▶ THE EXERCISE: Write out the data below in full, unchanged, minus the images.

▶ MATERIAL:
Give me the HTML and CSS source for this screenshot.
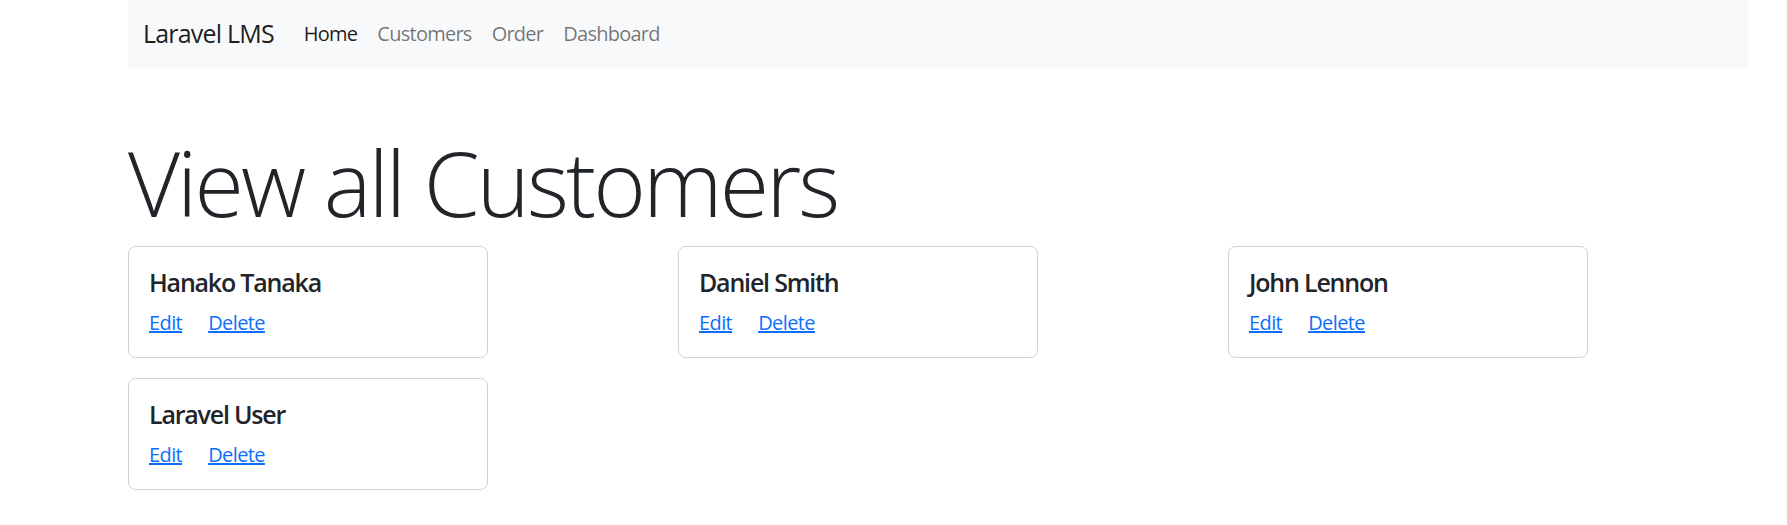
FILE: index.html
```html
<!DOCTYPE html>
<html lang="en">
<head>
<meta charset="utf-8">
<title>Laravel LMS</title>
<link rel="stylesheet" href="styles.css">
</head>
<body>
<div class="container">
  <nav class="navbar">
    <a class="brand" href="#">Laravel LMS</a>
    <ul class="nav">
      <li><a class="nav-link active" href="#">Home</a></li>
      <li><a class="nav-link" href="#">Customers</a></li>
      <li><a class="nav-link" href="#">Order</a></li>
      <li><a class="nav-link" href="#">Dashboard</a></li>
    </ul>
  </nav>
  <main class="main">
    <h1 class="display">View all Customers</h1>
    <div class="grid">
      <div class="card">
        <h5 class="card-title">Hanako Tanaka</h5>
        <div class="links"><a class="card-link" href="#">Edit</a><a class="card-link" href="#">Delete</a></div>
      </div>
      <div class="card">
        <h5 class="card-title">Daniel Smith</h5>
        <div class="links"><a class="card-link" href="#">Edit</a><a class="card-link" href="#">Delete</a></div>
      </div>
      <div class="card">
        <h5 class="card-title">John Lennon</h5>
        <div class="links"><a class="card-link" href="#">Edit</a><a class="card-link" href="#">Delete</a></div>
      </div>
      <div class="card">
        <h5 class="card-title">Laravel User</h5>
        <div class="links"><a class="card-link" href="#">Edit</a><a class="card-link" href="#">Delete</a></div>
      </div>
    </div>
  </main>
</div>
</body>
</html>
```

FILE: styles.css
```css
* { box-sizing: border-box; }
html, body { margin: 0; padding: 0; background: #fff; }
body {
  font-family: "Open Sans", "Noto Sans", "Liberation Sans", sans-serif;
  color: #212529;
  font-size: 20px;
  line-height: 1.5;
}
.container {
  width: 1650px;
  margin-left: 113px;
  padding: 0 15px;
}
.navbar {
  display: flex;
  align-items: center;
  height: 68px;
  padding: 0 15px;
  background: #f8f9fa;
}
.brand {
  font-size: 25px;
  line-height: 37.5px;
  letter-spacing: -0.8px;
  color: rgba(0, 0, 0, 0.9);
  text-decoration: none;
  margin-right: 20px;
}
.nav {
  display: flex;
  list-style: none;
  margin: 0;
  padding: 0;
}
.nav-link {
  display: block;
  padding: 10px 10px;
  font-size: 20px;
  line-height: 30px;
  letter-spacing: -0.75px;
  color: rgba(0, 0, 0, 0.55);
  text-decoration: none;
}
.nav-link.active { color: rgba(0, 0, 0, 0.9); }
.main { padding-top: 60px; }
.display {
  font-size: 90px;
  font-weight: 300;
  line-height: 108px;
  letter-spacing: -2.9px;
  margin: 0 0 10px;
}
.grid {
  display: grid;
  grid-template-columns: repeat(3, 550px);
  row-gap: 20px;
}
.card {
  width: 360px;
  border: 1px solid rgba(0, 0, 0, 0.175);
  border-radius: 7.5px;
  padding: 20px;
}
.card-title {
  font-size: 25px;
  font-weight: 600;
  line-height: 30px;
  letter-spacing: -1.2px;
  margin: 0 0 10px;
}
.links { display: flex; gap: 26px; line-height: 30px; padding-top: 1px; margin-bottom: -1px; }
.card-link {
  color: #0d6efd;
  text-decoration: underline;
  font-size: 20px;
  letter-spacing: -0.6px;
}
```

▶ COMPLETE RESPONSE:
Give me the HTML and CSS source for this screenshot.
FILE: index.html
```html
<!DOCTYPE html>
<html lang="en">
<head>
<meta charset="utf-8">
<title>Laravel LMS</title>
<link rel="stylesheet" href="styles.css">
</head>
<body>
<div class="container">
  <nav class="navbar">
    <a class="brand" href="#">Laravel LMS</a>
    <ul class="nav">
      <li><a class="nav-link active" href="#">Home</a></li>
      <li><a class="nav-link" href="#">Customers</a></li>
      <li><a class="nav-link" href="#">Order</a></li>
      <li><a class="nav-link" href="#">Dashboard</a></li>
    </ul>
  </nav>
  <main class="main">
    <h1 class="display">View all Customers</h1>
    <div class="grid">
      <div class="card">
        <h5 class="card-title">Hanako Tanaka</h5>
        <div class="links"><a class="card-link" href="#">Edit</a><a class="card-link" href="#">Delete</a></div>
      </div>
      <div class="card">
        <h5 class="card-title">Daniel Smith</h5>
        <div class="links"><a class="card-link" href="#">Edit</a><a class="card-link" href="#">Delete</a></div>
      </div>
      <div class="card">
        <h5 class="card-title">John Lennon</h5>
        <div class="links"><a class="card-link" href="#">Edit</a><a class="card-link" href="#">Delete</a></div>
      </div>
      <div class="card">
        <h5 class="card-title">Laravel User</h5>
        <div class="links"><a class="card-link" href="#">Edit</a><a class="card-link" href="#">Delete</a></div>
      </div>
    </div>
  </main>
</div>
</body>
</html>
```

FILE: styles.css
```css
* { box-sizing: border-box; }
html, body { margin: 0; padding: 0; background: #fff; }
body {
  font-family: "Open Sans", "Noto Sans", "Liberation Sans", sans-serif;
  color: #212529;
  font-size: 20px;
  line-height: 1.5;
}
.container {
  width: 1650px;
  margin-left: 113px;
  padding: 0 15px;
}
.navbar {
  display: flex;
  align-items: center;
  height: 68px;
  padding: 0 15px;
  background: #f8f9fa;
}
.brand {
  font-size: 25px;
  line-height: 37.5px;
  letter-spacing: -0.8px;
  color: rgba(0, 0, 0, 0.9);
  text-decoration: none;
  margin-right: 20px;
}
.nav {
  display: flex;
  list-style: none;
  margin: 0;
  padding: 0;
}
.nav-link {
  display: block;
  padding: 10px 10px;
  font-size: 20px;
  line-height: 30px;
  letter-spacing: -0.75px;
  color: rgba(0, 0, 0, 0.55);
  text-decoration: none;
}
.nav-link.active { color: rgba(0, 0, 0, 0.9); }
.main { padding-top: 60px; }
.display {
  font-size: 90px;
  font-weight: 300;
  line-height: 108px;
  letter-spacing: -2.9px;
  margin: 0 0 10px;
}
.grid {
  display: grid;
  grid-template-columns: repeat(3, 550px);
  row-gap: 20px;
}
.card {
  width: 360px;
  border: 1px solid rgba(0, 0, 0, 0.175);
  border-radius: 7.5px;
  padding: 20px;
}
.card-title {
  font-size: 25px;
  font-weight: 600;
  line-height: 30px;
  letter-spacing: -1.2px;
  margin: 0 0 10px;
}
.links { display: flex; gap: 26px; line-height: 30px; padding-top: 1px; margin-bottom: -1px; }
.card-link {
  color: #0d6efd;
  text-decoration: underline;
  font-size: 20px;
  letter-spacing: -0.6px;
}
```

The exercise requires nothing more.